A nilgai, an exotic antelope species whose name literally translates to “blue cow” in the Hindi language, arrived at the Cleveland Amory Black Beauty Ranch in 1999. The nilgai is the largest species of Asian antelope and is considered sacred in its home range of northern India and eastern Pakistan. The male nilgai’s coat is a bluish gray color, which accounts for the common nickname “blue bull.”

The ranch’s nilgai, named Blue Boy, did not come from the distant shores of Asia, but rather from a canned hunting ranch in Texas. As a possible hunter’s trophy showpiece, Blue Boy did not cut muster with the owners of the game farm. While he was indeed a beautiful male with the characteristic blue/gray color, he had a broken horn. That injury was ultimately Blue Boy’s saving grace, as it disqualified him from being shot, killed, stuffed, and mounted above a fireplace.

At the ranch, Blue Boy joined Princess, a female nilgai, already in residence. Princess came to the ranch in 1997 from the Wild Animal Orphanage in San Antonio. Though Blue Boy did not show any interest in her initially, he was nevertheless neutered, as reproduction is not allowed on the ranch. The process of castration removed all the male hormones that produce the typical bluish gray color, and his coat slowly turned the brown color of the female nilgai.

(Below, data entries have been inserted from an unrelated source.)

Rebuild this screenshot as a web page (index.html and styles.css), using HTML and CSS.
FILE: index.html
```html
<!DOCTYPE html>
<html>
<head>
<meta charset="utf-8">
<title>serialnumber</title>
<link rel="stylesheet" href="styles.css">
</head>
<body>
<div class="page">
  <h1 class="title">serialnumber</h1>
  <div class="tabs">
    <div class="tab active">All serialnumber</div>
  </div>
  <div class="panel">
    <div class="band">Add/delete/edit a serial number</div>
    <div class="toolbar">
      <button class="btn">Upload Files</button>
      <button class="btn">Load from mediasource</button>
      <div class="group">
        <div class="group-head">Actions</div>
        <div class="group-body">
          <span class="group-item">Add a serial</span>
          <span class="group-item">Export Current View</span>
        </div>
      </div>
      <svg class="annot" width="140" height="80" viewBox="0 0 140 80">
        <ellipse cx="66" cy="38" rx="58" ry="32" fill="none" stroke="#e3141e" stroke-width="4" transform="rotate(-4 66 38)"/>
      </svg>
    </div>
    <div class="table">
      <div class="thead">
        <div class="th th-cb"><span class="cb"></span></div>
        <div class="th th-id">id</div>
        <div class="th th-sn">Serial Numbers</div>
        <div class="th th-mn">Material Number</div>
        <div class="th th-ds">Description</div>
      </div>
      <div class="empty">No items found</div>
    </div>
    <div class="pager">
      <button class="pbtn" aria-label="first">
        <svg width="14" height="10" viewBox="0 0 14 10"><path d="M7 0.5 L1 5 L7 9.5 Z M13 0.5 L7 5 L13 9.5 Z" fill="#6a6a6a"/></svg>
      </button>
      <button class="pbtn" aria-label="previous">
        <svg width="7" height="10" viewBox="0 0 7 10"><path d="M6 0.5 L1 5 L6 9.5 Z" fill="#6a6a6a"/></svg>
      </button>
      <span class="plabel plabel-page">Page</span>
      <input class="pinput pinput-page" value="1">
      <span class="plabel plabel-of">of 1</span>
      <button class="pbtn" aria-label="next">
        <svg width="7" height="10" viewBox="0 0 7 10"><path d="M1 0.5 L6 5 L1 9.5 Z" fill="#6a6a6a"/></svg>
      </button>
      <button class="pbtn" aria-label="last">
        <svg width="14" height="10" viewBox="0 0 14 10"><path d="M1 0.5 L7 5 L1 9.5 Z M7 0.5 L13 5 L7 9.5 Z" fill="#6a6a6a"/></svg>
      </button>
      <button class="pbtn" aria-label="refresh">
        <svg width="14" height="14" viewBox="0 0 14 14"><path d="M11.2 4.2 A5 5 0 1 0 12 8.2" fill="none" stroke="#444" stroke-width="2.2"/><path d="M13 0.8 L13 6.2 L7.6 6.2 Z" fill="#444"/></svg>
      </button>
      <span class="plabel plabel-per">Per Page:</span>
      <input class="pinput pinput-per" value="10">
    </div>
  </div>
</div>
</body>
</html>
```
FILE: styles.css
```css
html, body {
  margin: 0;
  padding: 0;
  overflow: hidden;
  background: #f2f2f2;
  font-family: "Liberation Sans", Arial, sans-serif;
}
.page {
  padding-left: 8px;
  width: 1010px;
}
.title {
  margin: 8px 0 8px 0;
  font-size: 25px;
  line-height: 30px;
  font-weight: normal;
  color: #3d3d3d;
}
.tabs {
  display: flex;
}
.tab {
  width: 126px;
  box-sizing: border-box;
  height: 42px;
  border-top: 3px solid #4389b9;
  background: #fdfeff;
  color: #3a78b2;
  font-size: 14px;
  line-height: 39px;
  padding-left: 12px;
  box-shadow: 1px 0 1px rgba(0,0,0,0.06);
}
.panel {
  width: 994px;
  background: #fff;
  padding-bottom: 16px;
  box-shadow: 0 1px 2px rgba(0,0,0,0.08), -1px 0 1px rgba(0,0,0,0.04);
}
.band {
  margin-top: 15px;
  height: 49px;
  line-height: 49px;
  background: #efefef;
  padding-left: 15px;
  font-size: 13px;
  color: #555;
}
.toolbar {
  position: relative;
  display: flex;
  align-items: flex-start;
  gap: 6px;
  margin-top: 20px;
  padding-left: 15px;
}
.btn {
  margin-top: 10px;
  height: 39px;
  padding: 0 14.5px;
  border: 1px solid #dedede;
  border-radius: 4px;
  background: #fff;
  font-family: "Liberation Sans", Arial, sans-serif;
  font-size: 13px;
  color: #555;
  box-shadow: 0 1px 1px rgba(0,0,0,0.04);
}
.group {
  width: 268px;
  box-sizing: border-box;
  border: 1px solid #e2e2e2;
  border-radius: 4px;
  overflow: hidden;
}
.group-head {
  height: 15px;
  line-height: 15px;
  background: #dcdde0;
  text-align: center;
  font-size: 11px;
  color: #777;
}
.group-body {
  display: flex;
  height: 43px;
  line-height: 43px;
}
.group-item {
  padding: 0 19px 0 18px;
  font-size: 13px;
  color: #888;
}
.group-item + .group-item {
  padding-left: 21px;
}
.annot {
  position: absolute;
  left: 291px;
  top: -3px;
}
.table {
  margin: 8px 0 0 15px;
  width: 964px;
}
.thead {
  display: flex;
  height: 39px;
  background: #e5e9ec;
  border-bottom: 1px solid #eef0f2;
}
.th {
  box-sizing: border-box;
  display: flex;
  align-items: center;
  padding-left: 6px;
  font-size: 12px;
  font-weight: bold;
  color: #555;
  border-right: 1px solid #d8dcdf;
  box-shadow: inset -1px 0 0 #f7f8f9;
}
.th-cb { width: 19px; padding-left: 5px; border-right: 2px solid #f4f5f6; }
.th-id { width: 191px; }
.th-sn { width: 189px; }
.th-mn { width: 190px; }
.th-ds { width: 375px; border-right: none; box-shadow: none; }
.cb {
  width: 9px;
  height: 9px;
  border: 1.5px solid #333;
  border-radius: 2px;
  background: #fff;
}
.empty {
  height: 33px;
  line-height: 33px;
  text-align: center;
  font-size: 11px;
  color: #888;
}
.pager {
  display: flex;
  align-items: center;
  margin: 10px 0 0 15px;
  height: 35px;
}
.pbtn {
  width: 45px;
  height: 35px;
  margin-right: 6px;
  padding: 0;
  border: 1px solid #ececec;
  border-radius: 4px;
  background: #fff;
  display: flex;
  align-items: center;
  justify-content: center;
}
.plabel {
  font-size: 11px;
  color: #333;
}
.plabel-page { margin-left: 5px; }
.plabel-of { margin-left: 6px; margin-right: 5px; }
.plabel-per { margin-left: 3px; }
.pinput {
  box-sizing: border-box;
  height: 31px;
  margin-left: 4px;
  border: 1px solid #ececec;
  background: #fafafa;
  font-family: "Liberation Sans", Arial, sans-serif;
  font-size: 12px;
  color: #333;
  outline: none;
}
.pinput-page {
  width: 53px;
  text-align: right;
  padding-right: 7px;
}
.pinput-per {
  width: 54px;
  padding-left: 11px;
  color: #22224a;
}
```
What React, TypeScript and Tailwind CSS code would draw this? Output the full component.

Princess has since passed away, so today Blue Boy shares his enclosure with camels, elands, addax, and a Grevy’s zebra named Boogey. Blue Boy and Boogey stay close to each other and are the most timid animals in their group, rarely allowing human caretakers to approach. Though Blue Boy has nothing to fear at the ranch, his past experience as a potential hunter’s target seems to haunt him. And the irony of his plight is visibly evident…his horn has grown back!

More About Texas Canned Hunts

According to Exotics on the Range (Mungall, Sheffield) the nilgai was introduced as a game species in the 1920’s at the King Ranch in southern Texas. The animals were originally obtained either from zoos or from an auction by a circus that went bankrupt in Corpus Christi. Either way, the nilgai was one of the first of many foreign hooved species released in southern Texas for the purpose of trophy hunting.

The Lone Star state is home to about half of the nation’s canned hunts, where wealthy trophy hunters can simply pay a large fee to kill the exotic animal of their choice. The animals who are hunted are often tame and trapped within a fenced enclosure, making them easy targets for drive-thru killing. This is a practice with no chance or fair chase involved...one of the most inhumane and unsporting “hunts” imaginable.